Bank D enthält Walsh-Funktionen (wer sich für Walsh-Reihen und deren mathematische Herleitungen interessiert, bitte: Generate Walsh code from orthogonal set of codes – Simulink – MathWorks Deutschland), deren Hauptfunktion in diesem System die additive Synthese ist. An jedem Bit-Ausgang kann man dann eine Pulsschwingung abgreifen, die verschiedene harmonische Beziehungen zueinander haben und als Oszillator-Ensemble gespielt werden können.
Bank E enthält schließlich rhythmische Patterns, wobei man an den einzelnen Bit-Ausgängen dann Trigger für Drum-Sounds abgreifen kann.
XAOC Devices Leibniz Binary Subsystem als Oszillator
Um als Oszillator zu funktionieren, benötigt man eine Trägerschwingung, sozusagen. Am besten geeignet sind hier Sinus- und Dreicksschwingung. Aber da es dabei zu unschönen Schwingungsformverzerrungen kommen würde, wenn die Wavetable bei jedem Ton- oder Wavetable-Wechsel einfach abbricht, sorgt der „synchronous Mode“ dafür, dass alles schön glatt läuft.

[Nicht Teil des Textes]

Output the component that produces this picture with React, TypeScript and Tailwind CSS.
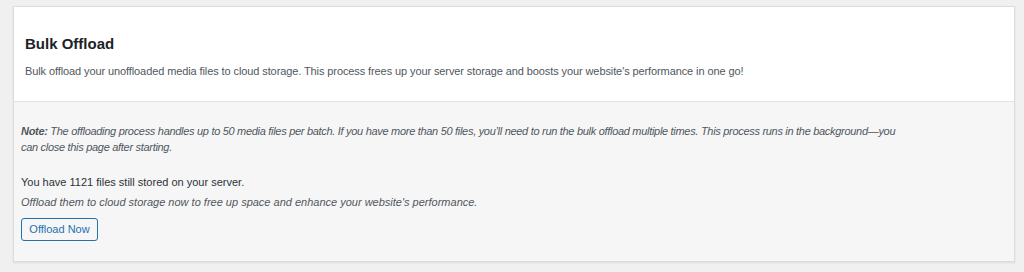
import React from "react";

export default function App() {
  return (
    <div
      className="w-[1024px] h-[272px] bg-[#f0f0f1] pt-[6px] pl-[13px] pr-[9px]"
      style={{ fontFamily: '"Liberation Sans", Arial, sans-serif' }}
    >
      <div className="w-[1002px] h-[256px] border border-[#dcdcde] shadow-[0_1px_2px_rgba(0,0,0,0.08)] flex flex-col">
        <div className="bg-white h-[95px] border-b border-[#e2e2e4] pl-[11px] pt-[27px]">
          <h2 className="text-[15px] font-bold text-[#1d2327] leading-[20px]">Bulk Offload</h2>
          <p className="text-[11px] tracking-[-0.1px] text-[#50575e] leading-[16px] mt-[9px]">
            Bulk offload your unoffloaded media files to cloud storage. This process frees up your server storage and boosts your website's performance in one go!
          </p>
        </div>
        <div className="flex-1 bg-[#f6f6f6] pl-[7px] pt-[21px]">
          <p className="w-[880px] text-[11px] tracking-[-0.3px] italic text-[#50575e] leading-[16px]">
            <b>Note:</b> The offloading process handles up to 50 media files per batch. If you have more than 50 files, you’ll need to run the bulk offload multiple times. This process runs in the background—you can close this page after starting.
          </p>
          <p className="text-[11px] text-[#2c3338] leading-[16px] mt-[19px]">
            You have 1121 files still stored on your server.
          </p>
          <p className="text-[11px] italic text-[#50575e] leading-[16px] mt-[4px]">
            Offload them to cloud storage now to free up space and enhance your website's performance.
          </p>
          <button className="mt-[8px] h-[23px] w-[77px] border border-[#2271b1] rounded-[3px] text-[11px] text-[#2271b1] bg-[#f6f6f6] leading-none">
            Offload Now
          </button>
        </div>
      </div>
    </div>
  );
}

Dazu wird ein Algorithmus angewendet, der die Schwingungsformen phasenkorrekt sanft überblendet – auf Kosten einer gewissen Latenz. Im Betrieb konnte ich aber davon nichts konkret wahrnehmen.
Die Klänge, die das XAOC Devices Leibniz Binary Subsystem auf diese Weise liefert, sind schon hinreißend und deutlich der Wavetable-Synthese zuzuordnen. Es gibt Vokaloides, Orgelartiges, aber auch Knarziges. Vor allem durch eine Modulation der Wavetables und deren Phase kann man hier sehr lebendige Klänge erwarten.
Sehr guter Artikel und genau zur richtigen Zeit! Danke dafür
Klasse! Freut mich das er Dir weiterhelfen konnte.
Man könnte noch ergänzen, das Xaoc gerade die neuen Versionen des Sequenzers Moskwa II und seinem Expander Ostankino II vorgestellt hat. Über Ostankino lässt sich das Subsystem mit 8 Ausgänge direkt ansteuern. https://www.amazona.de/xaoc-devices-moskwa-ii-ostankino-ii-eurorack-sequencer/
Sehr guter und hilfreicher Artikel. Es wäre schön wenn es hier ein Update zum neuen Erfurt geben könnte.
@Thilo mit Verspätung: sehr schöne und anschauliche Experimente und Audiobeispiele.
Danke 😎
Sind ja nur knapp zwei Jahre 😅. Dennoch kommt es mir wie aus einer anderen Zeitrechnung vor. Vielen Dank!